Once the pictures are set aside, transcribe the remaining data exactly.

# Start of DATA SHOWN

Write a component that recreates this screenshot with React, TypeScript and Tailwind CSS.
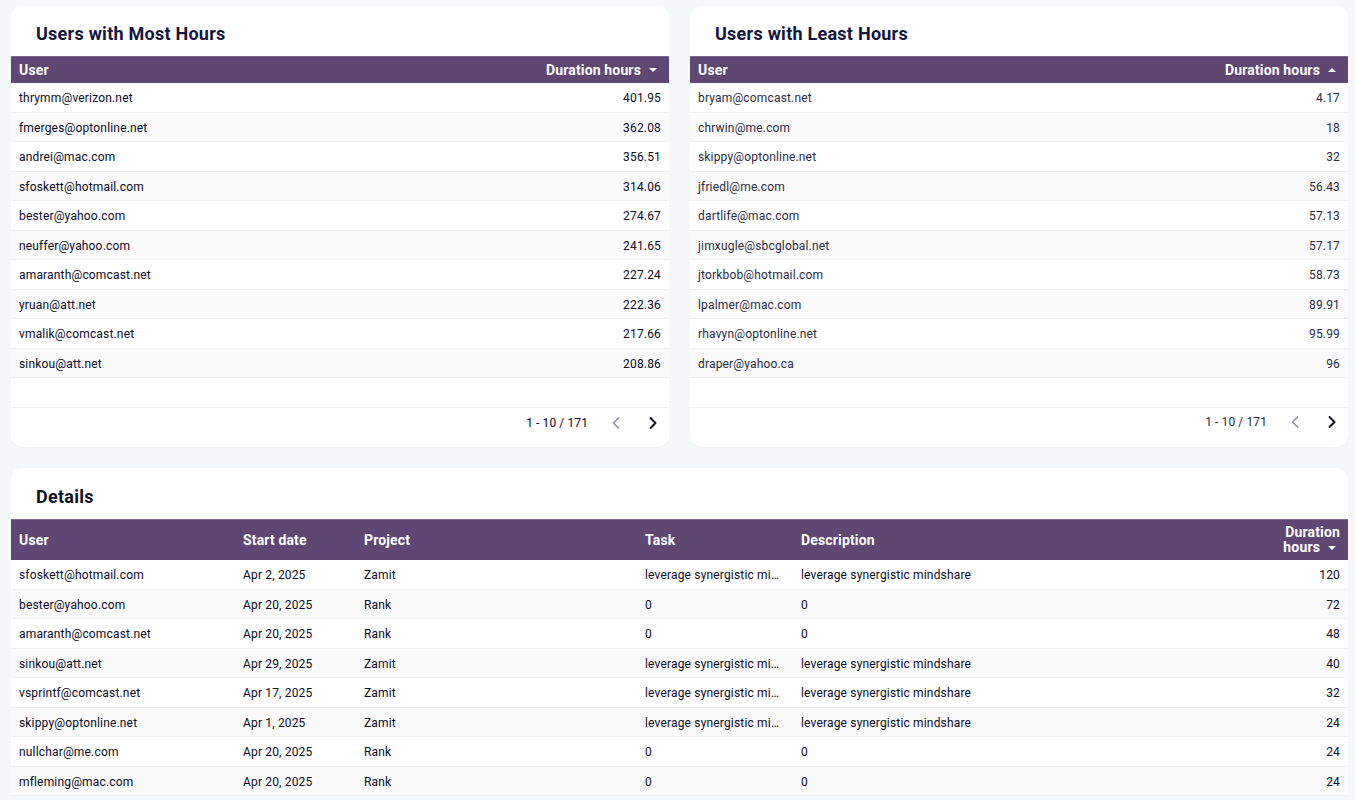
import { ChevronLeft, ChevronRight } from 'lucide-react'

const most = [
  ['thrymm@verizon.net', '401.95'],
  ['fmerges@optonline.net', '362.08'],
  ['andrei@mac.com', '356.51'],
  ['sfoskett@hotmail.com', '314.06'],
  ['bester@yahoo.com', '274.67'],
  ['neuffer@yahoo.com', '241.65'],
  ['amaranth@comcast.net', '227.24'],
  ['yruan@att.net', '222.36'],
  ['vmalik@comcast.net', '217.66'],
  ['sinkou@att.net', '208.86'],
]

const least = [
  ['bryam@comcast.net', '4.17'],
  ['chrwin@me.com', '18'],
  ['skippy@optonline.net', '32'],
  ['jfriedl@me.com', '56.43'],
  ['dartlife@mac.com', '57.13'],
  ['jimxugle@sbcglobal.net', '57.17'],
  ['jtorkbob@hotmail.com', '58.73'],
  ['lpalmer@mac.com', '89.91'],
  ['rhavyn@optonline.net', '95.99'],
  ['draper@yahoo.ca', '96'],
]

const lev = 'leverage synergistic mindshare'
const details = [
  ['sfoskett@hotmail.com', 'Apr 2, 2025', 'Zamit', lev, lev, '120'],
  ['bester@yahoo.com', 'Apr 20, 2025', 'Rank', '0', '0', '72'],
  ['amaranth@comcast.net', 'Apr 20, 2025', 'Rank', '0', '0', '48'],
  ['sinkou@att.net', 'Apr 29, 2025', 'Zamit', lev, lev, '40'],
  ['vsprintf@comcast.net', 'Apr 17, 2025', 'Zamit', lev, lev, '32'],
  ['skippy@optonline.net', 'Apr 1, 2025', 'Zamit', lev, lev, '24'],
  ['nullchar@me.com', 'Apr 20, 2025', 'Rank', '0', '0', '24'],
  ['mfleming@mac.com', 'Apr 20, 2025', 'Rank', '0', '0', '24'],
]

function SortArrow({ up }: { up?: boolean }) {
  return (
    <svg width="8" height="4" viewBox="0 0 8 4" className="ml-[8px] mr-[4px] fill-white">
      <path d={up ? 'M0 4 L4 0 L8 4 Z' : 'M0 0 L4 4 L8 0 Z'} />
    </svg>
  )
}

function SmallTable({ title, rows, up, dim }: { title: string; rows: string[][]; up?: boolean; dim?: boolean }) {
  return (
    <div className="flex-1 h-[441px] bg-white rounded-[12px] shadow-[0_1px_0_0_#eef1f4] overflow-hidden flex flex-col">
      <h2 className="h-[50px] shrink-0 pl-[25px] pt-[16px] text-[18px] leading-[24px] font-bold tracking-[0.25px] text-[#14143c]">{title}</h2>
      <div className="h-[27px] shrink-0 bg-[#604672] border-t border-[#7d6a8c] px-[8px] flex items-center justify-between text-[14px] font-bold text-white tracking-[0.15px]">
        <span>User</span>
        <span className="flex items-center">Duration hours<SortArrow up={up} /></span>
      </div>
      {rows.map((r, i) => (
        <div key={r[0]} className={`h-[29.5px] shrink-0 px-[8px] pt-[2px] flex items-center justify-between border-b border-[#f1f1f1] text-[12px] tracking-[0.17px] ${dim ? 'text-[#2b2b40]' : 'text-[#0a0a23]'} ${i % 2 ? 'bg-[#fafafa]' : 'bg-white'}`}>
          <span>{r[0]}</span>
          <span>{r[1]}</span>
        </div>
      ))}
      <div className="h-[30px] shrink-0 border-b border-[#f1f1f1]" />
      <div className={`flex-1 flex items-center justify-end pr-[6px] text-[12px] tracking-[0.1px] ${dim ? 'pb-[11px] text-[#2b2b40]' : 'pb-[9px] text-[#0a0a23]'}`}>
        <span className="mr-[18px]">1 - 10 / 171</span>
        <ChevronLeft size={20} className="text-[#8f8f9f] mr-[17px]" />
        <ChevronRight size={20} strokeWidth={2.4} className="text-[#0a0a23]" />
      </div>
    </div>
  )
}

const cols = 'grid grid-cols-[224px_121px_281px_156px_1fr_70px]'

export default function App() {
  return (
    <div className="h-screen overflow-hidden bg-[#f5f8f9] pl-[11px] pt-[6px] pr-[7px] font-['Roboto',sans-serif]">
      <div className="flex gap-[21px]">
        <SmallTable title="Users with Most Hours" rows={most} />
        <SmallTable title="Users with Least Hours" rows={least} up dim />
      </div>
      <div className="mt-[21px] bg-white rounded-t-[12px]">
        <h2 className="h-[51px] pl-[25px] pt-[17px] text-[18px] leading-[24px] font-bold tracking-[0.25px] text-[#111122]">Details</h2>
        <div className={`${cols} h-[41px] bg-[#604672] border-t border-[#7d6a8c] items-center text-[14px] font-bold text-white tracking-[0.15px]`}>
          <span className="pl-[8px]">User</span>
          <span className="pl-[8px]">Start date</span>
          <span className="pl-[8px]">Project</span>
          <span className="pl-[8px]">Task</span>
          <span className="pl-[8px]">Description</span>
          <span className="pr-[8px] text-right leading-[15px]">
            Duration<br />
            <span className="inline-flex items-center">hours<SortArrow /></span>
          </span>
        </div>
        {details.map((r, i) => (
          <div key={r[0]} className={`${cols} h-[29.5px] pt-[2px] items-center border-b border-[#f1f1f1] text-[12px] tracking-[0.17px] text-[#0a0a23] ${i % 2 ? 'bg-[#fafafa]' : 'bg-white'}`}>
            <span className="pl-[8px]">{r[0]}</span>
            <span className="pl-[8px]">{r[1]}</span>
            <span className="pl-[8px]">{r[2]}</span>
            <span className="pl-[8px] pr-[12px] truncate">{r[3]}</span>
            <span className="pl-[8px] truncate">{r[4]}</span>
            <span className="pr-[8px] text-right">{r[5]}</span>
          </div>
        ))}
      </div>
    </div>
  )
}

# End of DATA SHOWN

◆ FULL RESPONSE
Write a component that recreates this screenshot with React, TypeScript and Tailwind CSS.
import { ChevronLeft, ChevronRight } from 'lucide-react'

const most = [
  ['thrymm@verizon.net', '401.95'],
  ['fmerges@optonline.net', '362.08'],
  ['andrei@mac.com', '356.51'],
  ['sfoskett@hotmail.com', '314.06'],
  ['bester@yahoo.com', '274.67'],
  ['neuffer@yahoo.com', '241.65'],
  ['amaranth@comcast.net', '227.24'],
  ['yruan@att.net', '222.36'],
  ['vmalik@comcast.net', '217.66'],
  ['sinkou@att.net', '208.86'],
]

const least = [
  ['bryam@comcast.net', '4.17'],
  ['chrwin@me.com', '18'],
  ['skippy@optonline.net', '32'],
  ['jfriedl@me.com', '56.43'],
  ['dartlife@mac.com', '57.13'],
  ['jimxugle@sbcglobal.net', '57.17'],
  ['jtorkbob@hotmail.com', '58.73'],
  ['lpalmer@mac.com', '89.91'],
  ['rhavyn@optonline.net', '95.99'],
  ['draper@yahoo.ca', '96'],
]

const lev = 'leverage synergistic mindshare'
const details = [
  ['sfoskett@hotmail.com', 'Apr 2, 2025', 'Zamit', lev, lev, '120'],
  ['bester@yahoo.com', 'Apr 20, 2025', 'Rank', '0', '0', '72'],
  ['amaranth@comcast.net', 'Apr 20, 2025', 'Rank', '0', '0', '48'],
  ['sinkou@att.net', 'Apr 29, 2025', 'Zamit', lev, lev, '40'],
  ['vsprintf@comcast.net', 'Apr 17, 2025', 'Zamit', lev, lev, '32'],
  ['skippy@optonline.net', 'Apr 1, 2025', 'Zamit', lev, lev, '24'],
  ['nullchar@me.com', 'Apr 20, 2025', 'Rank', '0', '0', '24'],
  ['mfleming@mac.com', 'Apr 20, 2025', 'Rank', '0', '0', '24'],
]

function SortArrow({ up }: { up?: boolean }) {
  return (
    <svg width="8" height="4" viewBox="0 0 8 4" className="ml-[8px] mr-[4px] fill-white">
      <path d={up ? 'M0 4 L4 0 L8 4 Z' : 'M0 0 L4 4 L8 0 Z'} />
    </svg>
  )
}

function SmallTable({ title, rows, up, dim }: { title: string; rows: string[][]; up?: boolean; dim?: boolean }) {
  return (
    <div className="flex-1 h-[441px] bg-white rounded-[12px] shadow-[0_1px_0_0_#eef1f4] overflow-hidden flex flex-col">
      <h2 className="h-[50px] shrink-0 pl-[25px] pt-[16px] text-[18px] leading-[24px] font-bold tracking-[0.25px] text-[#14143c]">{title}</h2>
      <div className="h-[27px] shrink-0 bg-[#604672] border-t border-[#7d6a8c] px-[8px] flex items-center justify-between text-[14px] font-bold text-white tracking-[0.15px]">
        <span>User</span>
        <span className="flex items-center">Duration hours<SortArrow up={up} /></span>
      </div>
      {rows.map((r, i) => (
        <div key={r[0]} className={`h-[29.5px] shrink-0 px-[8px] pt-[2px] flex items-center justify-between border-b border-[#f1f1f1] text-[12px] tracking-[0.17px] ${dim ? 'text-[#2b2b40]' : 'text-[#0a0a23]'} ${i % 2 ? 'bg-[#fafafa]' : 'bg-white'}`}>
          <span>{r[0]}</span>
          <span>{r[1]}</span>
        </div>
      ))}
      <div className="h-[30px] shrink-0 border-b border-[#f1f1f1]" />
      <div className={`flex-1 flex items-center justify-end pr-[6px] text-[12px] tracking-[0.1px] ${dim ? 'pb-[11px] text-[#2b2b40]' : 'pb-[9px] text-[#0a0a23]'}`}>
        <span className="mr-[18px]">1 - 10 / 171</span>
        <ChevronLeft size={20} className="text-[#8f8f9f] mr-[17px]" />
        <ChevronRight size={20} strokeWidth={2.4} className="text-[#0a0a23]" />
      </div>
    </div>
  )
}

const cols = 'grid grid-cols-[224px_121px_281px_156px_1fr_70px]'

export default function App() {
  return (
    <div className="h-screen overflow-hidden bg-[#f5f8f9] pl-[11px] pt-[6px] pr-[7px] font-['Roboto',sans-serif]">
      <div className="flex gap-[21px]">
        <SmallTable title="Users with Most Hours" rows={most} />
        <SmallTable title="Users with Least Hours" rows={least} up dim />
      </div>
      <div className="mt-[21px] bg-white rounded-t-[12px]">
        <h2 className="h-[51px] pl-[25px] pt-[17px] text-[18px] leading-[24px] font-bold tracking-[0.25px] text-[#111122]">Details</h2>
        <div className={`${cols} h-[41px] bg-[#604672] border-t border-[#7d6a8c] items-center text-[14px] font-bold text-white tracking-[0.15px]`}>
          <span className="pl-[8px]">User</span>
          <span className="pl-[8px]">Start date</span>
          <span className="pl-[8px]">Project</span>
          <span className="pl-[8px]">Task</span>
          <span className="pl-[8px]">Description</span>
          <span className="pr-[8px] text-right leading-[15px]">
            Duration<br />
            <span className="inline-flex items-center">hours<SortArrow /></span>
          </span>
        </div>
        {details.map((r, i) => (
          <div key={r[0]} className={`${cols} h-[29.5px] pt-[2px] items-center border-b border-[#f1f1f1] text-[12px] tracking-[0.17px] text-[#0a0a23] ${i % 2 ? 'bg-[#fafafa]' : 'bg-white'}`}>
            <span className="pl-[8px]">{r[0]}</span>
            <span className="pl-[8px]">{r[1]}</span>
            <span className="pl-[8px]">{r[2]}</span>
            <span className="pl-[8px] pr-[12px] truncate">{r[3]}</span>
            <span className="pl-[8px] truncate">{r[4]}</span>
            <span className="pr-[8px] text-right">{r[5]}</span>
          </div>
        ))}
      </div>
    </div>
  )
}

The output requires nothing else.